» Data supplied:
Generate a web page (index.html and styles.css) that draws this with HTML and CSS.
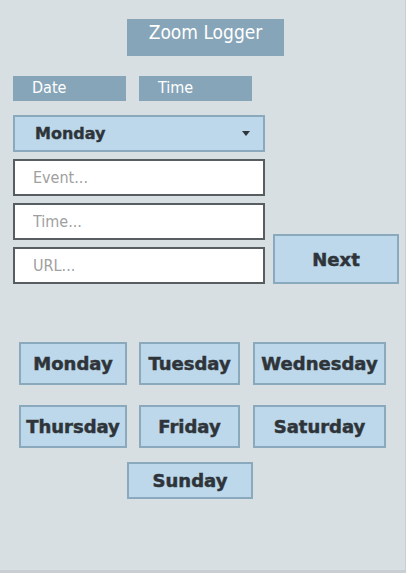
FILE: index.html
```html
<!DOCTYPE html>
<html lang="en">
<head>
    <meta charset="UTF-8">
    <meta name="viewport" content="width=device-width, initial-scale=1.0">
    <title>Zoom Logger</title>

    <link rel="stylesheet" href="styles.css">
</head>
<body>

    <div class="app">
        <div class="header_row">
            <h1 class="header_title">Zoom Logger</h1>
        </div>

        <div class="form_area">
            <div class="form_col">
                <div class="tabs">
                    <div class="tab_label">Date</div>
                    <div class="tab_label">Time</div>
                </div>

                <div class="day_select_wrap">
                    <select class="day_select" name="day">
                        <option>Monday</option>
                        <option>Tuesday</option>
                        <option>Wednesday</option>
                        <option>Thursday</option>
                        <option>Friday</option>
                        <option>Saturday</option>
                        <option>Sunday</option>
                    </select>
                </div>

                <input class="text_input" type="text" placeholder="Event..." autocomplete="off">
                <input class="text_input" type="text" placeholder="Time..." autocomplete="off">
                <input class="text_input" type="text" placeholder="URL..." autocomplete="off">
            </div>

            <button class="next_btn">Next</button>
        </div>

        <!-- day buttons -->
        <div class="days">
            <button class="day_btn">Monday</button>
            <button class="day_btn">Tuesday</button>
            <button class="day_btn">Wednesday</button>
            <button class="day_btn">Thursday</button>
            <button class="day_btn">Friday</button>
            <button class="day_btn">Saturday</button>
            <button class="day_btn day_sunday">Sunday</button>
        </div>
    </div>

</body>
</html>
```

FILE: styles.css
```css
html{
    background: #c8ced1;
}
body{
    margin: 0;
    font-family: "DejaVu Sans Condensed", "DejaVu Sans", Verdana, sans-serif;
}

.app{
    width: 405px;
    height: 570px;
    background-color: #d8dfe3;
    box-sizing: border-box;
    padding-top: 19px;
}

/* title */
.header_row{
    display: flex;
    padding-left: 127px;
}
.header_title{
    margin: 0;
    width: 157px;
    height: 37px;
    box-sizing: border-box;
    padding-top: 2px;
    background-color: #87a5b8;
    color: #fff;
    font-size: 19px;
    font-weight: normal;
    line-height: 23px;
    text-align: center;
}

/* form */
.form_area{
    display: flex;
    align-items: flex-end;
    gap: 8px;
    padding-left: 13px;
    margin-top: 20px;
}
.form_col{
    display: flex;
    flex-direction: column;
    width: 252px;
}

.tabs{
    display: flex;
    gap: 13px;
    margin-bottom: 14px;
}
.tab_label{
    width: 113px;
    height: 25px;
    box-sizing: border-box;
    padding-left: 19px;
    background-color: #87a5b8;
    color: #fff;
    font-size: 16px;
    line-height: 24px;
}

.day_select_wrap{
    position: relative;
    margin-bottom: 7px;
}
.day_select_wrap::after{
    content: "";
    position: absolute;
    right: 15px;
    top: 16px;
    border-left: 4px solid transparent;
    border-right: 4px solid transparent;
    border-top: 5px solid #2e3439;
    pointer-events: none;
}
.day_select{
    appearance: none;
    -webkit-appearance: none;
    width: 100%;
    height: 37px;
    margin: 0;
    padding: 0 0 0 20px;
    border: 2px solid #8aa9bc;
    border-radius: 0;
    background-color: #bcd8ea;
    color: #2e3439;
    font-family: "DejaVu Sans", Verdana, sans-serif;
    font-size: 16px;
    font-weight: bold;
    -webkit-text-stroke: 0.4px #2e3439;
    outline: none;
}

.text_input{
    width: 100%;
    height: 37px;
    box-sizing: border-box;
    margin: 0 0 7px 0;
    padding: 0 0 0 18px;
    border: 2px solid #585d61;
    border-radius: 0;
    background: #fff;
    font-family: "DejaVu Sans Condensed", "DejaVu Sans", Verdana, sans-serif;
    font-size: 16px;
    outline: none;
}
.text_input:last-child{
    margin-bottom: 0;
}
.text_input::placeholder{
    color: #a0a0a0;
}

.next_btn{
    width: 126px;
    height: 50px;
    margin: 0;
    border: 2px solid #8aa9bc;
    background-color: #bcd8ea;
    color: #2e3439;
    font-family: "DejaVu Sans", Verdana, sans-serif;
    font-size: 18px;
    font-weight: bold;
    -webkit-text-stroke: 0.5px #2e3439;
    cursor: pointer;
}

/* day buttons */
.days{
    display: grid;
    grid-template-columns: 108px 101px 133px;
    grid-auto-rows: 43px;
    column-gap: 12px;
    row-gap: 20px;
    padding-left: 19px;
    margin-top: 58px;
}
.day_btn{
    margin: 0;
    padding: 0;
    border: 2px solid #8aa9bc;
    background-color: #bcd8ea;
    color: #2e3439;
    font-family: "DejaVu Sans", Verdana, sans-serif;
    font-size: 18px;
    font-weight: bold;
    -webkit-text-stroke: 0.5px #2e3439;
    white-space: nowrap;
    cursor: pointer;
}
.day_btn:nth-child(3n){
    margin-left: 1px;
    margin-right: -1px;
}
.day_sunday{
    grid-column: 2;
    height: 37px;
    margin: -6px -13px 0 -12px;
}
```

==

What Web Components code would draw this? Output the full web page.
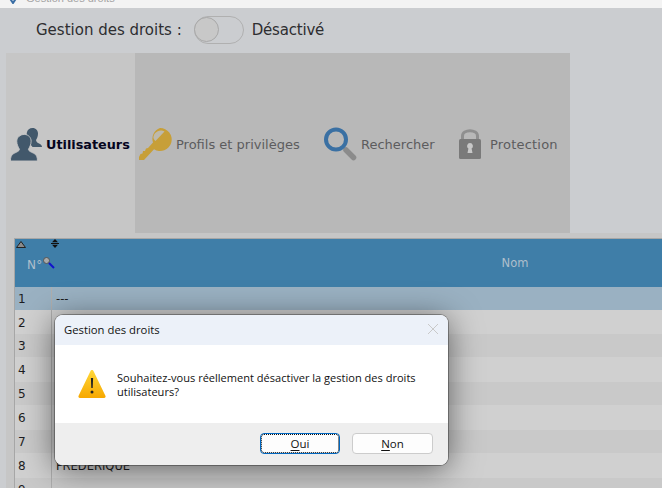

» Work required: How many lines of the listing above include the word "page"? Reply with the number alone.

» Worked solution: 2